La interpretación de este crimen fue tan aérea como atroz: la familia Buitrago era muy cercana de un cura afiebrado de la Teología de la Liberación llamado Bernardo López Arroyave, que impartía misa en la zona y recaudaba jóvenes para involucrarlos en lo que parecían ser grupos juveniles de trabajo social, pero que la fuerza pública y los paramilitares recién orquestados por Henry Pérez consideraban grupos de iniciación guerrillera. Los tres hijos mayores de Manuel Buitrago se habían ido de la cuenca del río Claro supuestamente a trabajar a Medellín, pero en realidad estaban en una escuela de entrenamiento insurgente que la guerrilla del ELN tenía en cercanías de Barrancabermeja. Y nunca se supo si ellos llegaron a esa escuela por influencia directa del padre Arroyave. Lo cierto es que en esa vereda:
Para ese momento, Ramón Isaza ya había juntado a un puñado de finqueros armados con escopetas para contestarle a la guerrilla de las Farc, que se encontraba en la región cobrando vacunas, robando ganado y reclutando hijos de campesinos. El azar de la violencia había llevado a Isaza a integrarse con sus escopeteros a las fuerzas de Pérez. Un día de 1982, Pérez le ordenó a Isaza dar un golpe inobjetable que cimentara la certeza del dominio territorial por parte de los paramilitares: había que matar a esos tres hijos de Manuel Buitrago y, si no se encontraban en la casa, había que matar a esa familia para que las otras familias recibieran el mensaje de que el camino no era el que les mostraba el padre Arroyave. Y llegó el día y los tres hijos que ya eran combatientes del ELN no estaban en esa casa. Es aquí donde comienza la historia del libro, porque empieza la confrontación entre las nacientes Autodefensas de Puerto Boyacá, bajo el mando de Henry Pérez, y el frente Carlos Alirio Buitrago del ELN, bajo el mando de Gustavo Buitrago.

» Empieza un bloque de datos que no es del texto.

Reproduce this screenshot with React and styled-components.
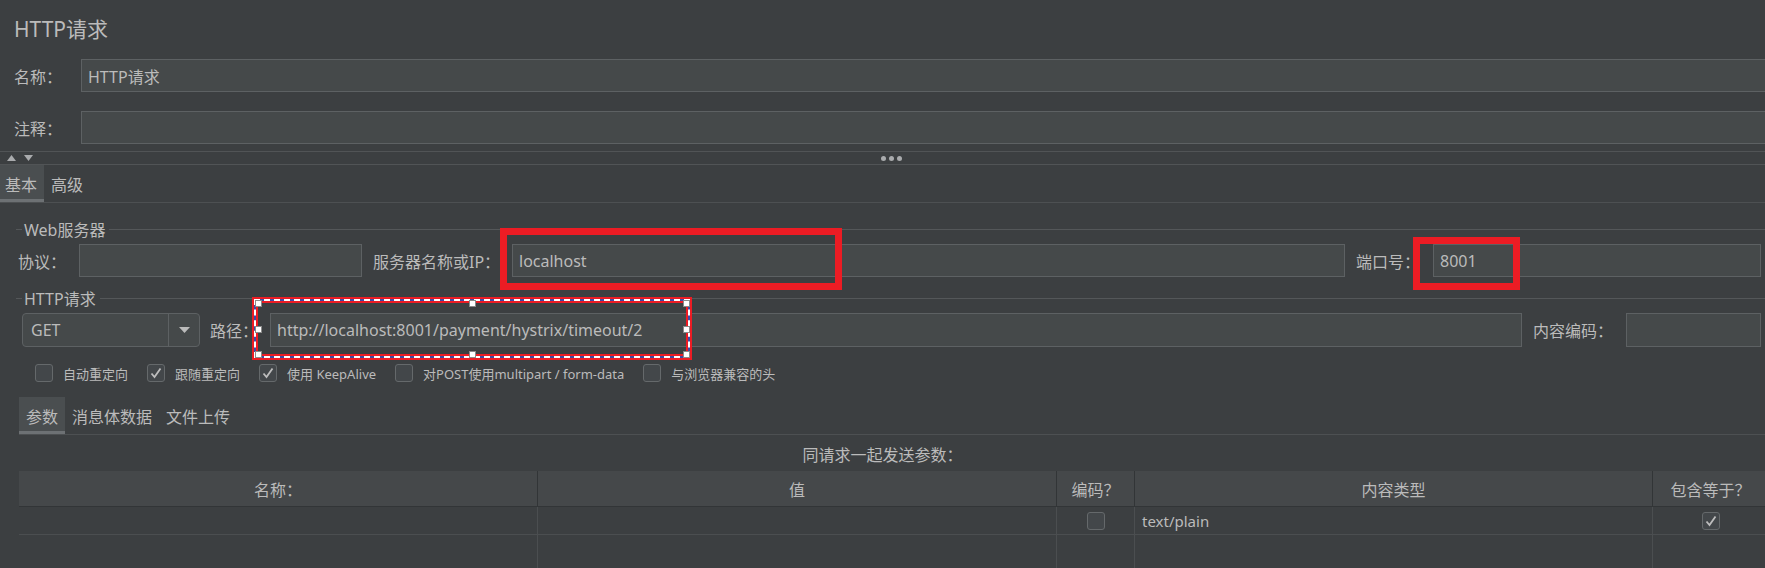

Su autor es Juan Camilo Gallego Castro, un cronista de 34 años nacido en Guarne, el más cercano a Medellín de los municipios del oriente antioqueño. Con una cuantiosa experiencia en investigaciones sobre el conflicto armado colombiano, Gallego Castro ha escrito un buen número de crónicas y viene desarrollando una obra que ya alcanza cuatro libros de no ficción, todos sobre los efectos de la violencia en el tejido social de unas familias y unos pueblos. Si este oriente es enorme y diverso y los hilos de su violencia son intricados, este es el autor que se ha propuesto comprender para compartir lo que su región guarda como clave para el futuro.
En La grieta, Gallego Castro enlaza dos relatos en la línea de tiempo: el del reportero que va y busca y entrevista y viaja, y el de los hechos que tuvieron lugar en la cuenca del río Claro. De un bloque a otro, la lectura salta de una escena que existe en el recuerdo de los entrevistados a una escena del reportero y sus cavilaciones. “Me detengo por un momento y veo al río crecido arrastrando las ramas de los árboles, ancho y brioso. […]Por aquí subía el Johnson de Estación Cocorná, por aquí pasaba el padre Bernardo en sus visitas a Santa Rita, por aquí cruzaron los asesinos de los muchachos, por aquí llevaron los cuerpos rumbo al cementerio” (pg 66).
El texto está dividido en cinco capítulos ascendentes: la traición, la venganza, las despedidas, las ausencias y el reencuentro. El reportero se exige para encontrar a las personas que vivieron aquellos años y que hoy son vecinos de cualquier oficina en Medellín o de cualquier tienda en algún pueblo de calor ribereño. Sus hallazgos asombran: una madre de familia que antes fue novia del comandante guerrillero, un oficinista que antes fue hermano del combatiente eleno, los hijos perdidos de los hijos del comandante paramilitar, los mismos hijos del comandante paramilitar con sus apodos casi míticos, todos contándole los detalles nunca antes revelados sobre los daños reales de la guerra que son los daños en la consciencia.
Al final, el reportero, con una determinación activista por la defensa de los derechos humanos, logra el reencuentro de quienes fueron amigos y luego enemigos: los dos patriarcas, cuarenta años después, frente a frente escuchándose y explicándose. Un acto de extraordinaria fuerza moral. “Se acercó y le dio la mano. Luego todos se levantaron, cruzaron palabras, se tomaron fotos, se secaron las lágrimas. Manuel y Ramón se dieron la mano, Manuel cubrió la de Ramón y este llevó su mano izquierda al hombro de su viejo amigo” (pg 180).